Living Landscapes: Meditations on the Five Elements in Hindu, Buddhist, and Jain Yogas (SUNY 2020) explores the use of elemental meditations in key texts and ritual practices, including reflections on the author's own training in this discipline and exploration of the five elemental Saiva temples in south India. Resources include the Pṛthivī SūktaYogavāsiṣṭha, and Gheraṇḍa Saṃhitā (Hindu), the Dhātu VibhaṅgaMahārāhulovāda, and the Visuddhimagga (Buddhist), and the Ācārāṅga SūtraJñānārṇava, and Yogaśāstra (Jaina). This presentation will provide a summary overview of meditations on the five elements as found in all three traditions.

The Kālacakra Tantra states that a physical body is requisite for complete buddhahood, and what constitutes a physical body are the four coarse elements (earth, wind, fire, water), the element of space that is characteristically included in late Indian Buddhist literature, plus the sixth element of gnosis (ye shes). Together, these six elements form the constitutive physiology for a body that, in its fullest expression, is known as the adamantine body endowed with the six elements (khams drug ldan pa rdo rje lus). Corresponding to this sixfold elemental theory, the tantra presents a successive development of a sixfold vajrayoga completion stage process that is incremental, progressive, and adheres to an internal sequential logic. This paper details and analyzes these contemplative processes of dematerializing and rematerializing the physical body into a gnostic body according to the Kālacakra’s metaphysics of the six elements, and its correlative sixfold vajrayoga contemplative practices.

The primary elements of earth, water, fire, and wind are widely known within Buddhist cosmologies and philosophies as units of matter. Less well known are the Buddhist contexts in which the elements function as objects of meditation, as devices for measuring time, and as technologies of information for ordering knowledge about practitioners’ lives and their surrounding material environments. This paper explores these dimensions of elemental thought within foundationally important Great Perfection Seminal Heart (Rdzogs chen snying thig) texts from the eleventh and twelfth centuries. Drawing on key examples of elemental-contemplative thought and practice from the collection known as the Seventeen Great Perfection Tantras (Rdzogs chen rgyud bcu bdun), and their accompanying twelfth-century commentaries, this paper reflects on the role of elements as constitutive and agentive factors in Buddhist theories of meditation, and the ordering of Buddhist contemplative lives.

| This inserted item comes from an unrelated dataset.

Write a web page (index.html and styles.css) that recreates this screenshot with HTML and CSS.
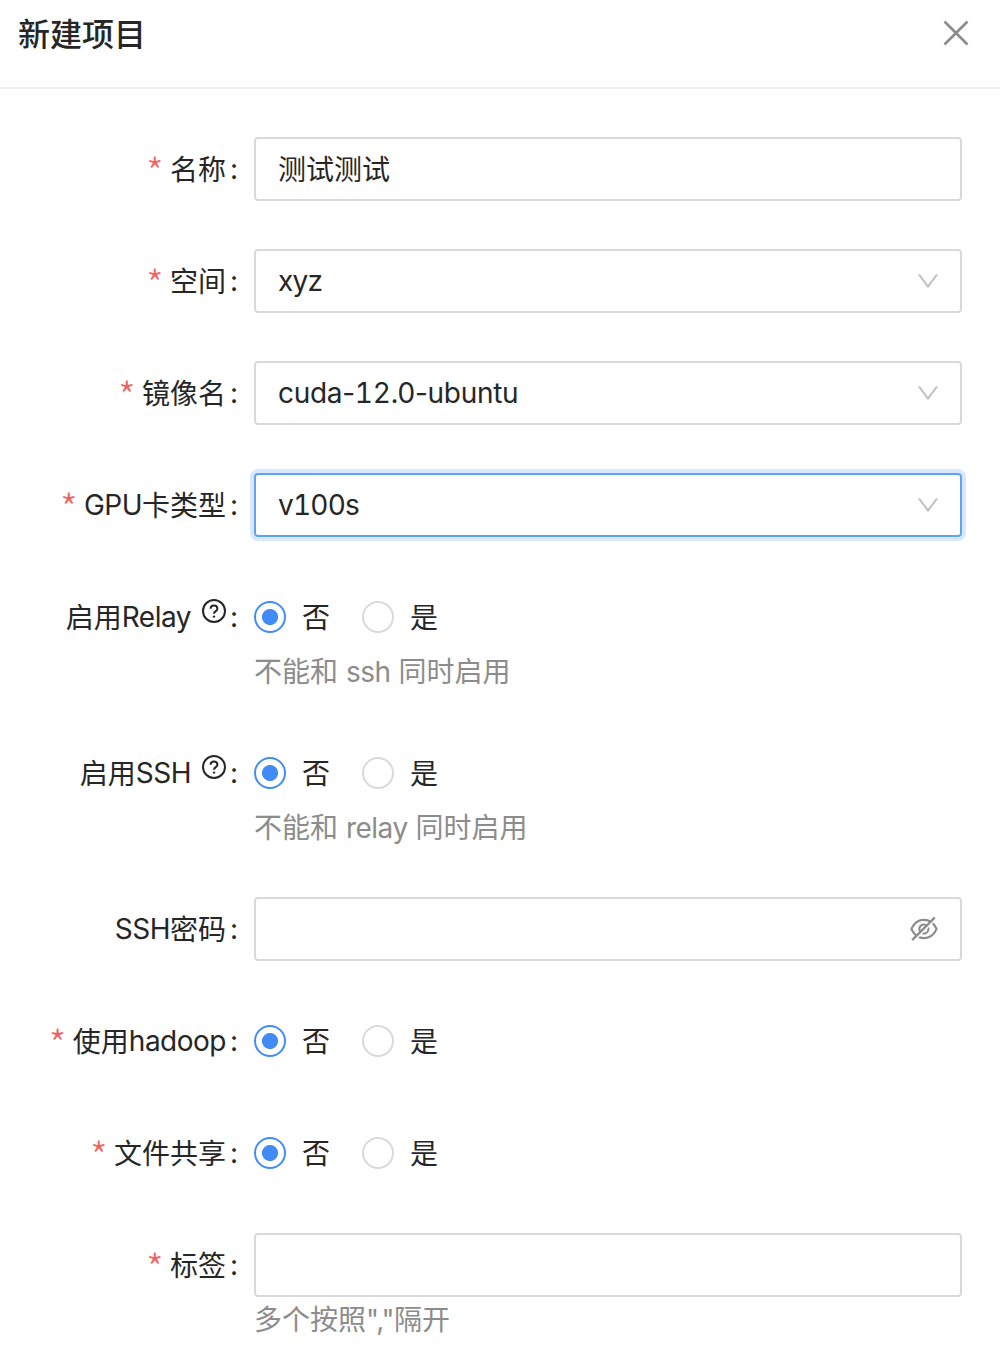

Newar Buddhism is often viewed in scholarship as being concerned with ritual at the expense of contemplative and/or philosophical practice. This presentation shows that located within the physical ritual space is an intersection of ritual, contemplative, and philosophical thought so deeply interwoven that to attempt to disentangle them in order to make them fit with contemporary categories could only happen at great detriment to the theory behind the practices highlighted. Critical to the conceptual transformation of the practitioner into a being who has fully realized the shared identity of oneself and all external phenomena (dharmadhātu) is the identification with the physical body and environment with the constituent gross elements. These elements form a critical part of the maṇḍala, which is mapped onto the body (private), social space (public) and reality itself (cosmic).